Routing through dynamic ocean currents: General heuristics and empirical results in the Gulf Stream region

Anticipating the availability of good quality ocean current data in the near future, the authors formulate the problem of routing an ocean vessel through currents to minimize fuel consumption, propose methods to increase the efficiency of the solution techniques, and simulate voyages to investigate the performance of the present approach. They formulate the problem as a dynamic program (DP) with two variables: Heading and Power (H&P). The authors then develop two heuristics, Heading-then-Power (H/P) and Heading-Alone (HA), that reduce the complexity of the formulation by decomposing the heading optimization from the power-setting optimization. To improve computational efficiency, they propose three approaches based on ship and ocean current dynamics to limit the spatial and temporal ranges that must be investigated to solve the present DP formulations. In the simulation study, these approaches reduced the spatial ranges by over one third and the temporal ranges by over 70%. The study simulated minimum fuel current routing of 96 voyages in the Gulf Stream region, leading to average fuel savings of 7.4% and 4.5% for eastbound and westbound voyages, respectively.
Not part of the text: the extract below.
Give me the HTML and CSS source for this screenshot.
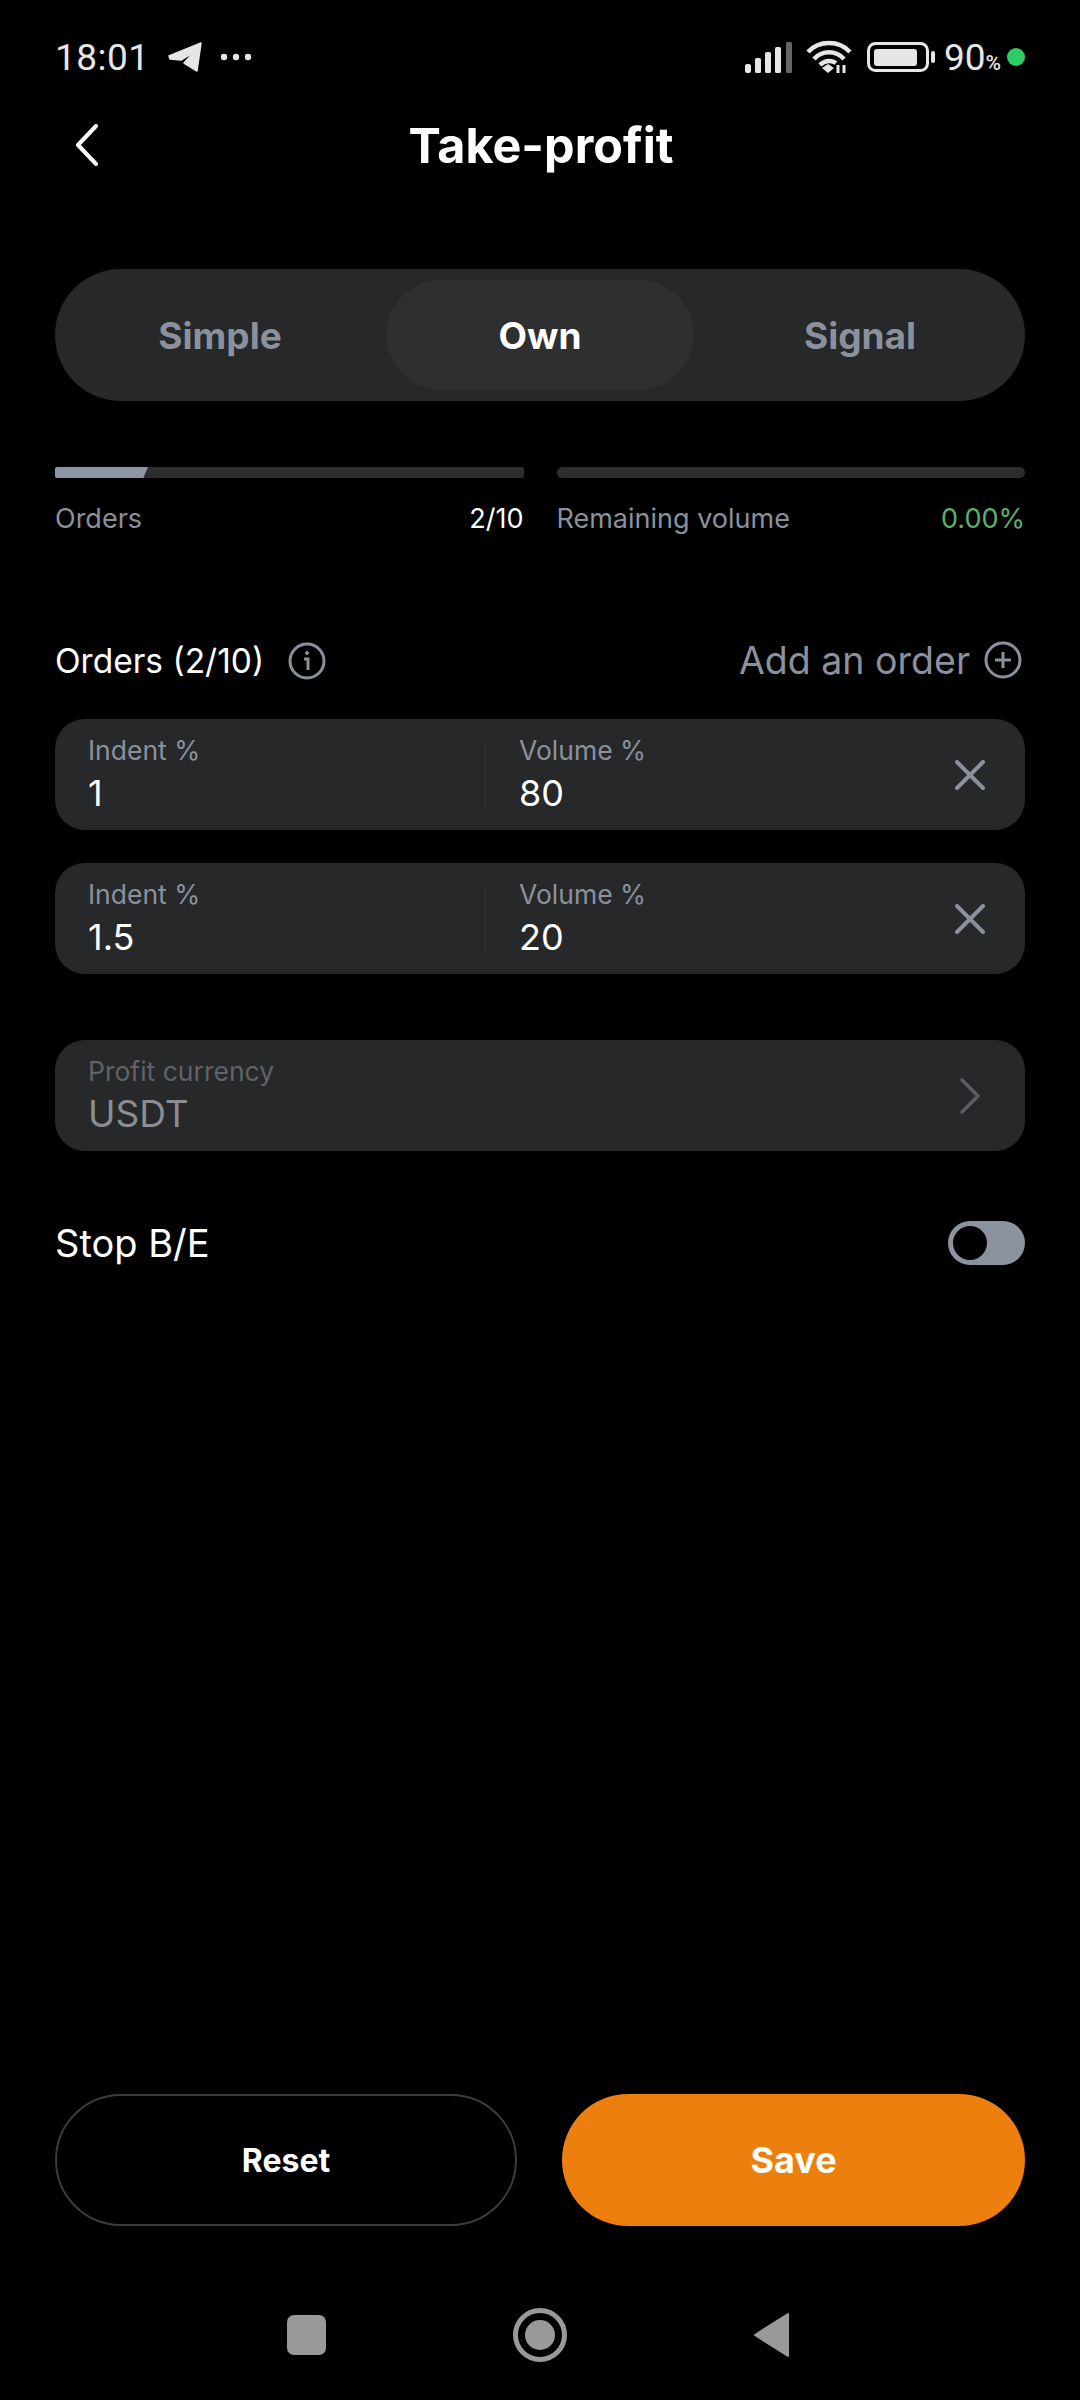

Moreover, the simplest HA heuristic, which emphasizes heading over power optimization, provided solutions as good as those provided by the most complete H&P formulation while reducing the computational time by a factor of 40. This indicates that the shipping industry’s practice of emphasizing heading considerations seems appropriate in the current routing case and that current routing implementations and algorithmic developments might be able to reduce problem complexity by concentrating on spatial variables at the expense of temporal variables.